Stored data entries
_ _ _ _ _

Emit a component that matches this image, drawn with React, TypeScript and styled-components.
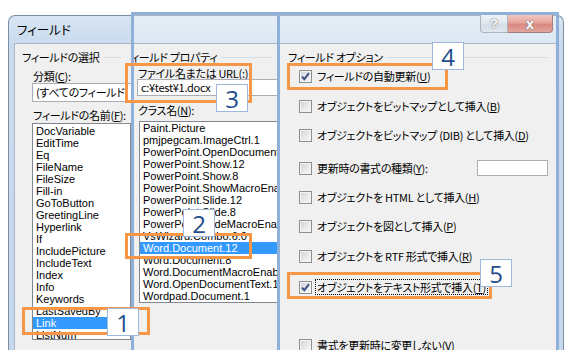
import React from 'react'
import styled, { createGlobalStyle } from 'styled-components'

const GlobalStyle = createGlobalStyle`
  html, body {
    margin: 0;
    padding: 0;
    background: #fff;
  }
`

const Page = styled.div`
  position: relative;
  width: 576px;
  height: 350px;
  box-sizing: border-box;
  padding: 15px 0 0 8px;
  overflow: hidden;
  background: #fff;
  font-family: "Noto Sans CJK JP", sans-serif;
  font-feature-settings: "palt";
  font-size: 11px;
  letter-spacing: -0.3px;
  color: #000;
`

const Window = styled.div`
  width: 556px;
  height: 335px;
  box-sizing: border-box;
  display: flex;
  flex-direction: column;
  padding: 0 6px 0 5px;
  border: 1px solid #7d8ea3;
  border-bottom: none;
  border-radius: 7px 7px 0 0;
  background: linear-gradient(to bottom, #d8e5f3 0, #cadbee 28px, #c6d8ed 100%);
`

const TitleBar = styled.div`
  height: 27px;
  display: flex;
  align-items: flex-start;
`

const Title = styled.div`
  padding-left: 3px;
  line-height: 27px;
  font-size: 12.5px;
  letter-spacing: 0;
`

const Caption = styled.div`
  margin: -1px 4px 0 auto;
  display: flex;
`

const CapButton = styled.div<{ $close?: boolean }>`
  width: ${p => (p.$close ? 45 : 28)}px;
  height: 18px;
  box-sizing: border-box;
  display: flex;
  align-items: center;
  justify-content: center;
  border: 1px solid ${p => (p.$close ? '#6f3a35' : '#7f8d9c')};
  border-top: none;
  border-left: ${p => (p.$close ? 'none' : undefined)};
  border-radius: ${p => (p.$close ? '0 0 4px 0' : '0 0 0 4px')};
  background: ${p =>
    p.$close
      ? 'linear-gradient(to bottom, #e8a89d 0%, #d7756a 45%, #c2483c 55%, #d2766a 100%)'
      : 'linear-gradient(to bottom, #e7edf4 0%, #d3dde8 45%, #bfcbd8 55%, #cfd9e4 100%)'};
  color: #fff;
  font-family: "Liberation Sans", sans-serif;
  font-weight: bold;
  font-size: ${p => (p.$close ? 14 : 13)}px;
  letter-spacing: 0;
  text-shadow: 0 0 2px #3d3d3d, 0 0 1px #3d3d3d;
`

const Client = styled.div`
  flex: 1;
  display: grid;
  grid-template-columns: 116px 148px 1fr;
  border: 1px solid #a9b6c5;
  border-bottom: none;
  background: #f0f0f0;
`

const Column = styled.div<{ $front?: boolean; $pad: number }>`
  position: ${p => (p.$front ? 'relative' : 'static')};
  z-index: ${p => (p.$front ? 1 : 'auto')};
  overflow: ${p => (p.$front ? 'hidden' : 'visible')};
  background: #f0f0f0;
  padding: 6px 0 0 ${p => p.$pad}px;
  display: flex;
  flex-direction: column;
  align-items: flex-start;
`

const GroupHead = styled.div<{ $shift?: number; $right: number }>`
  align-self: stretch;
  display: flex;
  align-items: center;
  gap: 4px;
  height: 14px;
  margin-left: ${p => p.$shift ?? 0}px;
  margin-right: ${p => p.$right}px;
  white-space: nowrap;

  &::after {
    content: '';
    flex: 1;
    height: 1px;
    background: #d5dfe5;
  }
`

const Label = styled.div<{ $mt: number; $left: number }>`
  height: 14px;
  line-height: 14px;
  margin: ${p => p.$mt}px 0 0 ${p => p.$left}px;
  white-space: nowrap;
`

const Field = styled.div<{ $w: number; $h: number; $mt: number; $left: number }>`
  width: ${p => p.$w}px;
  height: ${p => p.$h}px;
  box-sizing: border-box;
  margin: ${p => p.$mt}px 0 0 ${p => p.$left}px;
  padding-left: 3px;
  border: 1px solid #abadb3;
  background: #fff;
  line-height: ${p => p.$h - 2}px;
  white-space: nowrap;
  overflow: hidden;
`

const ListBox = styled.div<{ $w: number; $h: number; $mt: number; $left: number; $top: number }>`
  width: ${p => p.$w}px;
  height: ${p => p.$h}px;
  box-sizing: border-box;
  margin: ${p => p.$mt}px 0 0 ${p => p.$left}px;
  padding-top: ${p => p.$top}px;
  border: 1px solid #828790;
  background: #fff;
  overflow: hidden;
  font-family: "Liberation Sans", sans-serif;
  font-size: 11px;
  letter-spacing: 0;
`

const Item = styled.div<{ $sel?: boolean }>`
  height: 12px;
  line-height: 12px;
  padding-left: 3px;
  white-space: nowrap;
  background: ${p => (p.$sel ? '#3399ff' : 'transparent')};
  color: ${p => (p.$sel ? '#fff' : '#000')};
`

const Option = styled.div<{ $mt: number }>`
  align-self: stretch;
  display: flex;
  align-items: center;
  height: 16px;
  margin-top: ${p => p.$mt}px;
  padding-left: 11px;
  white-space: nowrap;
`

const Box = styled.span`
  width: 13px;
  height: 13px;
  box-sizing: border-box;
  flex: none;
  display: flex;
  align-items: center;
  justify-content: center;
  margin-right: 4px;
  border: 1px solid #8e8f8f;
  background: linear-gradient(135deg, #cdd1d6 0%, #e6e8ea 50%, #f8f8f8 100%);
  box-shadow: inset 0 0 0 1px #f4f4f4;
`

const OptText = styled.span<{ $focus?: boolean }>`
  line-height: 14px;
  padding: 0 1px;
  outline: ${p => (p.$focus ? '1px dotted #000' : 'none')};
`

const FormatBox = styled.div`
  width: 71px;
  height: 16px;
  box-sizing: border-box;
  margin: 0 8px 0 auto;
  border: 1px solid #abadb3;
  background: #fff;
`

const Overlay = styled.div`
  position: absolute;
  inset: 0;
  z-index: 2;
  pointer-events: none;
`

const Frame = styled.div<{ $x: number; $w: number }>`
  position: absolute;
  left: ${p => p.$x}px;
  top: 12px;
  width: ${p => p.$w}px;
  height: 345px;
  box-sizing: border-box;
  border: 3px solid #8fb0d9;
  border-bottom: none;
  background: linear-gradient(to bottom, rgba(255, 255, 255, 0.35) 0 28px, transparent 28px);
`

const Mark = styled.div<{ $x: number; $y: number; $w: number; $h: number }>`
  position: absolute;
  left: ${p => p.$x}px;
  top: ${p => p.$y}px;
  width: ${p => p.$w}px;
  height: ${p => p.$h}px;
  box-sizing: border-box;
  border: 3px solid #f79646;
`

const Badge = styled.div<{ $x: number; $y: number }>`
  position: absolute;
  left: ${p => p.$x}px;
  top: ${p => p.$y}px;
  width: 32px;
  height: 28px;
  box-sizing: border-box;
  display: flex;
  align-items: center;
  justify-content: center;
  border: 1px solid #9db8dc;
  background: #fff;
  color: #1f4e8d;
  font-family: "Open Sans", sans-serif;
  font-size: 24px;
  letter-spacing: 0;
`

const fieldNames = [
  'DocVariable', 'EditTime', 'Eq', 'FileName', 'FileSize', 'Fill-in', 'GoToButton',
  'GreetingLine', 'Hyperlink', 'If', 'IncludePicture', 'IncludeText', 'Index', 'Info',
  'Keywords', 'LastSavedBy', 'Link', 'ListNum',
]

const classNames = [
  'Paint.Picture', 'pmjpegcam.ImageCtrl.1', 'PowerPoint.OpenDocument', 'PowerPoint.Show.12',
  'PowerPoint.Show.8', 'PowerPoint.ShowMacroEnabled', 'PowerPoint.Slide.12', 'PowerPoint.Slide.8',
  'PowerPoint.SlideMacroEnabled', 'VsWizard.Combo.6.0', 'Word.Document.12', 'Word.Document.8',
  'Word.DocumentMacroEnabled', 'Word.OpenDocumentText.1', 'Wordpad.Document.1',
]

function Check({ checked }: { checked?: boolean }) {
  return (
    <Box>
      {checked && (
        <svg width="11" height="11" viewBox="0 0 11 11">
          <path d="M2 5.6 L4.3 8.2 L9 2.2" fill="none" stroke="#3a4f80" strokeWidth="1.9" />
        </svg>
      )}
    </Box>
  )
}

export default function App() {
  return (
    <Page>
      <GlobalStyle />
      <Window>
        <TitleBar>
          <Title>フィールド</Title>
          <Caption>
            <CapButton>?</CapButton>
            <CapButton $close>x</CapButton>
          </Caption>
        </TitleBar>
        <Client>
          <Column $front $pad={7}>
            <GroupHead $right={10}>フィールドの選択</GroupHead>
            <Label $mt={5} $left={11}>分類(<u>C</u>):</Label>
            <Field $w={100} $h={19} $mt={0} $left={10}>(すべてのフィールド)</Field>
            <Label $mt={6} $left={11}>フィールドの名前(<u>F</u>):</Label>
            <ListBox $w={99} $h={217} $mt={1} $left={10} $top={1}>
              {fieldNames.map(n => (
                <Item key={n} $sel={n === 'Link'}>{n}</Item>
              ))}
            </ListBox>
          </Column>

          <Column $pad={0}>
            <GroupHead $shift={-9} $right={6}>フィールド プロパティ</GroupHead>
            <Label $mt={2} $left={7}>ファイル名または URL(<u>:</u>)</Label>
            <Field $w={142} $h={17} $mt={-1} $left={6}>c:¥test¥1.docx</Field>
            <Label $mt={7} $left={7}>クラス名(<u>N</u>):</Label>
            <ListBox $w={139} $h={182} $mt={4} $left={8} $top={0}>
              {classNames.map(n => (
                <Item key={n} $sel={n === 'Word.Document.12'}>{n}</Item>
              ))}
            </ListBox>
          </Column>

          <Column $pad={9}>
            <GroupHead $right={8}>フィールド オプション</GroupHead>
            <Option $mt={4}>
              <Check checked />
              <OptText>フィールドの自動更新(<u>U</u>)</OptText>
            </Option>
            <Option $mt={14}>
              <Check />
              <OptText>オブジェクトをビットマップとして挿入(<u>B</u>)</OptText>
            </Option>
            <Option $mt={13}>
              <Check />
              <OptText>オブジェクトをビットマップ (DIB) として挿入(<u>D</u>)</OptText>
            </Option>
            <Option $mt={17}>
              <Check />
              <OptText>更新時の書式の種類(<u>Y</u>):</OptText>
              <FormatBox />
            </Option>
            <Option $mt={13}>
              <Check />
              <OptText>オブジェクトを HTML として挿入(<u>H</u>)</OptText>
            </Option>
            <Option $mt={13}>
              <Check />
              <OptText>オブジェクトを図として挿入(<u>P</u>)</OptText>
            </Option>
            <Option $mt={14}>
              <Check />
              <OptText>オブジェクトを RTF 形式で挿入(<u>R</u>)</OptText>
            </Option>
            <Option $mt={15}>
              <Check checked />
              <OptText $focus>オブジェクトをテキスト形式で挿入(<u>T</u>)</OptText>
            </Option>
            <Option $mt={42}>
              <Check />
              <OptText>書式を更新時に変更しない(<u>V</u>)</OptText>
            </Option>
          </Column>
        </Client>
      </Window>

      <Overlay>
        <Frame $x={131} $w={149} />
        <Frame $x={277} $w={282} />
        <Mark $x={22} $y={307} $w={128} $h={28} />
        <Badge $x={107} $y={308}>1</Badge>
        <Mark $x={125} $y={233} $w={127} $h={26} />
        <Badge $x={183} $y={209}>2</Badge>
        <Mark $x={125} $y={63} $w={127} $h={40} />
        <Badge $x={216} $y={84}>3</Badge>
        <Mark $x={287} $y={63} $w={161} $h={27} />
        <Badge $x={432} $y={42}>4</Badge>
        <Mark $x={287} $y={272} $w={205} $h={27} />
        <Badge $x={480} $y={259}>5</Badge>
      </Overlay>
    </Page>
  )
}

_ _ _ _ _

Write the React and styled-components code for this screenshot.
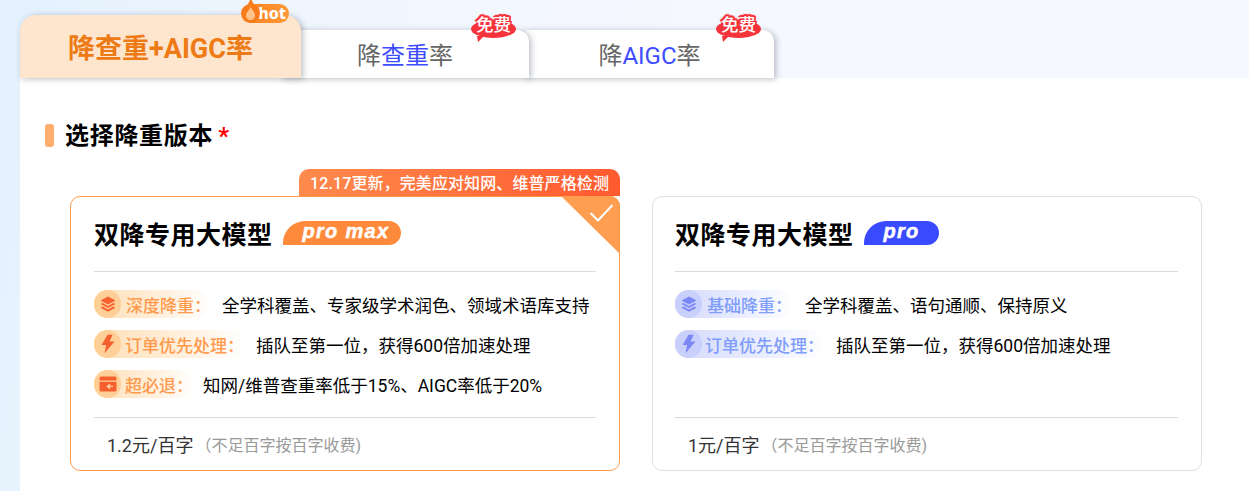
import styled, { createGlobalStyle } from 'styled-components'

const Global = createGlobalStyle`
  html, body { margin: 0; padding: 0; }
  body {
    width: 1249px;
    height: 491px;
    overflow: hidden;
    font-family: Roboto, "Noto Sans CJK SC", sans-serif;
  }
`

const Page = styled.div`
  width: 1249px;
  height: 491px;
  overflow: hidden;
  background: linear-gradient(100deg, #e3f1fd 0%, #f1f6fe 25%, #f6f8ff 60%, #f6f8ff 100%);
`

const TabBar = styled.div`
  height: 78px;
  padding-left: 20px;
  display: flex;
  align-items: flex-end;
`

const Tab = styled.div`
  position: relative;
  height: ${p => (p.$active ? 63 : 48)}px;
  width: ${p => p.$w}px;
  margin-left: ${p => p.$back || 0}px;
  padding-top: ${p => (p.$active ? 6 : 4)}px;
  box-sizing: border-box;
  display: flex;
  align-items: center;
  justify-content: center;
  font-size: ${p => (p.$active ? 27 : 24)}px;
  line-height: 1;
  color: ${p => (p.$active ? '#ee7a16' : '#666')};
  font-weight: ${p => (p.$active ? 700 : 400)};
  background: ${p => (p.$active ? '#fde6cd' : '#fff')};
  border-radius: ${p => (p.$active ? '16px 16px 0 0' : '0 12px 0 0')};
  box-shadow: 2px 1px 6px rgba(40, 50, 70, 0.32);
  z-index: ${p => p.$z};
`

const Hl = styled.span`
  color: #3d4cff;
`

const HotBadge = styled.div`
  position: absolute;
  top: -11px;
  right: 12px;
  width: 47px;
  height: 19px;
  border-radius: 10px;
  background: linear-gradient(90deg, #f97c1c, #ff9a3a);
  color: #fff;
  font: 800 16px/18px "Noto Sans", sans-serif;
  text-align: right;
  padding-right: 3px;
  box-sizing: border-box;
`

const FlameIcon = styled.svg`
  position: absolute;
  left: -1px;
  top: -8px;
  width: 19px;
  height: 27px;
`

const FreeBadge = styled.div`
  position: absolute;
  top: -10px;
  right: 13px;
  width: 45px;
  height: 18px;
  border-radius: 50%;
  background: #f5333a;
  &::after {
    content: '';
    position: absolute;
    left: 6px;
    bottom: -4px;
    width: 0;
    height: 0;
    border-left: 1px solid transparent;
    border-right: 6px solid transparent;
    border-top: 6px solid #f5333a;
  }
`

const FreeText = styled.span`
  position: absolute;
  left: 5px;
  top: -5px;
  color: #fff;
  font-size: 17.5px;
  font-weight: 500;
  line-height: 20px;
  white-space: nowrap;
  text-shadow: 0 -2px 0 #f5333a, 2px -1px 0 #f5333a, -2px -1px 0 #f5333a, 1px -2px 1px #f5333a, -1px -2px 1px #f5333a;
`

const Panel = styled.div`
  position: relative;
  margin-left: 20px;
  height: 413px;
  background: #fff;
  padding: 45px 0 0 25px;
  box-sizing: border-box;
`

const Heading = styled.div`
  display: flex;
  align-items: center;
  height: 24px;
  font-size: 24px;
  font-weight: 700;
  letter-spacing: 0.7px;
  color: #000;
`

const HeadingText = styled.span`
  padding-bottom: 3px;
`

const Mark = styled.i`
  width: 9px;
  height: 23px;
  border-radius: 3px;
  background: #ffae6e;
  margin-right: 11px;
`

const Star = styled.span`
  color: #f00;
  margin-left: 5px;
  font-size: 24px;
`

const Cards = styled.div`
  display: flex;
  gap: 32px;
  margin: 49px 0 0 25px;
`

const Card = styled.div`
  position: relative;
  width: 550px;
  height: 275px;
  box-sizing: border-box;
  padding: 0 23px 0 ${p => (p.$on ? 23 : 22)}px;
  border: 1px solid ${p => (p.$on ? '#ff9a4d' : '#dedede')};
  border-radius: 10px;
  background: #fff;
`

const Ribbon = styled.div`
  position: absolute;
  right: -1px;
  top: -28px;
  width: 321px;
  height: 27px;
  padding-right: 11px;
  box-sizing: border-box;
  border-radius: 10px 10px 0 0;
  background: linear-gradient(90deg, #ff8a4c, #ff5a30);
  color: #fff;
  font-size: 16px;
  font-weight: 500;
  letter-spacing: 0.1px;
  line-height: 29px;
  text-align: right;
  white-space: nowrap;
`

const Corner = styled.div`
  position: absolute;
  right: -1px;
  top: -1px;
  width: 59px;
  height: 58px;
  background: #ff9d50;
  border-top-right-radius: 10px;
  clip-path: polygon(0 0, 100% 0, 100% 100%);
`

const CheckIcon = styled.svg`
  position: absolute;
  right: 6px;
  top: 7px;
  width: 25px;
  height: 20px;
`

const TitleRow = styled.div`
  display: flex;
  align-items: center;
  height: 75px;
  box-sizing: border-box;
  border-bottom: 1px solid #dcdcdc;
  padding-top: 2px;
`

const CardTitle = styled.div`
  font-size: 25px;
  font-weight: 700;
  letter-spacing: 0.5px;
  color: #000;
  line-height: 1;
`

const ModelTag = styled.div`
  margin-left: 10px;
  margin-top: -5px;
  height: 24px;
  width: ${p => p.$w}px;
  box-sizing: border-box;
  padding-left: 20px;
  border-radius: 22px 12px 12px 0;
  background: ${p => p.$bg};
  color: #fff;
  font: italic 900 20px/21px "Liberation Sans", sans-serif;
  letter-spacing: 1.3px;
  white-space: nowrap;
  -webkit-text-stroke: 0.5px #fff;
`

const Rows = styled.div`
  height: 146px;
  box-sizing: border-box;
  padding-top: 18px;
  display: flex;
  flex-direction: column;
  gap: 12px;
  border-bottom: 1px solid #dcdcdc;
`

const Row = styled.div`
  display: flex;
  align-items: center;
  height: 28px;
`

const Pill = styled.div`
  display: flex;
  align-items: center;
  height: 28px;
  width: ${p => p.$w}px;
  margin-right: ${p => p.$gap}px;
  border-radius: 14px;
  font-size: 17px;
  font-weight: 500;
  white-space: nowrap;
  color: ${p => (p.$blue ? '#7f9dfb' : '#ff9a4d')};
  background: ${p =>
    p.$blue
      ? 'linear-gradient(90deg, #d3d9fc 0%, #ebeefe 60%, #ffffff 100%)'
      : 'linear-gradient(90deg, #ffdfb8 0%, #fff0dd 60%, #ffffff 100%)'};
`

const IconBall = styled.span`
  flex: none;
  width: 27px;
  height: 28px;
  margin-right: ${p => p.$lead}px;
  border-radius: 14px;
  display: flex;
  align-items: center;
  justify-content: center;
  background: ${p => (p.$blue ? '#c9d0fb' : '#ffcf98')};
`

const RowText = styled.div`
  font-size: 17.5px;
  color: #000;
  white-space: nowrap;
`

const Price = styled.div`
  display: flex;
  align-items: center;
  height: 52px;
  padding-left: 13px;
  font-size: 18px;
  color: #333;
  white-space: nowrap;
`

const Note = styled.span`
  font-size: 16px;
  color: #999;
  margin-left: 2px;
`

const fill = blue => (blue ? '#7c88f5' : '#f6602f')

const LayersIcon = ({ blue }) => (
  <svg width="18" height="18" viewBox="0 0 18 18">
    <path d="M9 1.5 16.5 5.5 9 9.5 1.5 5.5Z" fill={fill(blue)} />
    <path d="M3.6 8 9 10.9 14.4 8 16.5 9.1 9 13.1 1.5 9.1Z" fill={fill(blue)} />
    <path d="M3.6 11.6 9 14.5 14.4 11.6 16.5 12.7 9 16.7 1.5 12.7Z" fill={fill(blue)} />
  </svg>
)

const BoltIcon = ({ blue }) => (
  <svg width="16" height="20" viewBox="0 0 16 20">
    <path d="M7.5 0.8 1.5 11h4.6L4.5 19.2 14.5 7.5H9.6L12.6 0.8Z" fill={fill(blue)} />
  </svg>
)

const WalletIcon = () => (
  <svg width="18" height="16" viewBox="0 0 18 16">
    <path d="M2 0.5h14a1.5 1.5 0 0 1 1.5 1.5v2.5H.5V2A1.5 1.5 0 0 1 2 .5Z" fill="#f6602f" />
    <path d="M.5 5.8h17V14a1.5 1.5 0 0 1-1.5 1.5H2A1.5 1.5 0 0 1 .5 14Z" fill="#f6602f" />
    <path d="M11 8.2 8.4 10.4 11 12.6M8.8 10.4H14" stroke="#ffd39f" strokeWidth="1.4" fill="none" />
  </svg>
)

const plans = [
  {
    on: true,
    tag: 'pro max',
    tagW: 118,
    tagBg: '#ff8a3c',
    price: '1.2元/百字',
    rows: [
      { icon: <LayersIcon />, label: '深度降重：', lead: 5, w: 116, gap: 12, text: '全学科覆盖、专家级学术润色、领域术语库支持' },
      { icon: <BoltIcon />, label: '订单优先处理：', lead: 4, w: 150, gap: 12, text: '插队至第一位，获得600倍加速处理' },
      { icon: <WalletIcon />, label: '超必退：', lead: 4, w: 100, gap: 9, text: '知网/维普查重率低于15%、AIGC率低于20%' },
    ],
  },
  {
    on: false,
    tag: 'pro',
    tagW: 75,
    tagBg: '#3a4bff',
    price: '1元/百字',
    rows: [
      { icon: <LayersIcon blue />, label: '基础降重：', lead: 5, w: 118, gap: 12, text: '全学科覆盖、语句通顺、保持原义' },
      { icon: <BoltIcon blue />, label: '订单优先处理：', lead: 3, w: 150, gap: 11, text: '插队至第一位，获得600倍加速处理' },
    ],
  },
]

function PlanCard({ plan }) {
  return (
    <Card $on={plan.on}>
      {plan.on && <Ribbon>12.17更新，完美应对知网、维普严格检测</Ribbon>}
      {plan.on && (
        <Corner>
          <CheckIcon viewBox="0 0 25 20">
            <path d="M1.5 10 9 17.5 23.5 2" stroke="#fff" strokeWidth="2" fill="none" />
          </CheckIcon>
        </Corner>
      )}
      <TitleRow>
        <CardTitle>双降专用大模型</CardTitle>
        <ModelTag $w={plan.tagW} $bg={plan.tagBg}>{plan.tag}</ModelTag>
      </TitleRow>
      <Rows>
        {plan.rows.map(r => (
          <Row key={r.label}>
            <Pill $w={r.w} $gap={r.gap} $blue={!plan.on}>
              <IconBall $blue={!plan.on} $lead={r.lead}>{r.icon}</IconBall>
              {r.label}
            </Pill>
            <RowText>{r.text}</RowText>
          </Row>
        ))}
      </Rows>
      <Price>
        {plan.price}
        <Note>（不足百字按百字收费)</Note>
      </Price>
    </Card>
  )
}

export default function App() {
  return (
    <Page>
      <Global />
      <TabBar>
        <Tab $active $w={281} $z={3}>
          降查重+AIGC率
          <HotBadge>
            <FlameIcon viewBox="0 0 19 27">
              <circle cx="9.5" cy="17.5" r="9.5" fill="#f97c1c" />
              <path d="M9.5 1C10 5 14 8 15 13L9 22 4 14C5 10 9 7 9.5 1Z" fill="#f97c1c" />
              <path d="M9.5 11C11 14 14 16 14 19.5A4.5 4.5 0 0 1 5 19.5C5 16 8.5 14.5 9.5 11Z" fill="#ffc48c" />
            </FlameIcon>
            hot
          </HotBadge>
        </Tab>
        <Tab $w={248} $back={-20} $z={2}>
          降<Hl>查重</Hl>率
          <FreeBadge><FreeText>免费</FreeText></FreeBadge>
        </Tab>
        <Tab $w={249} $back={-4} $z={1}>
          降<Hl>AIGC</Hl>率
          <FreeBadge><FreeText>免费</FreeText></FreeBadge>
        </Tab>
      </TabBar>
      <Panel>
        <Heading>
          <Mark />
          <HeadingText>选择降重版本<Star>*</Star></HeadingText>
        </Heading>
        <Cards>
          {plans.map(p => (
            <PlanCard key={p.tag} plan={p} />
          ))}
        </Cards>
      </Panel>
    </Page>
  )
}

_ _ _ _ _

- **Set problem**
Report each line in the preceding entries that holds the string "this".

- **Exercise response**
Emit a component that matches this image, drawn with React, TypeScript and styled-components.
Write the React and styled-components code for this screenshot.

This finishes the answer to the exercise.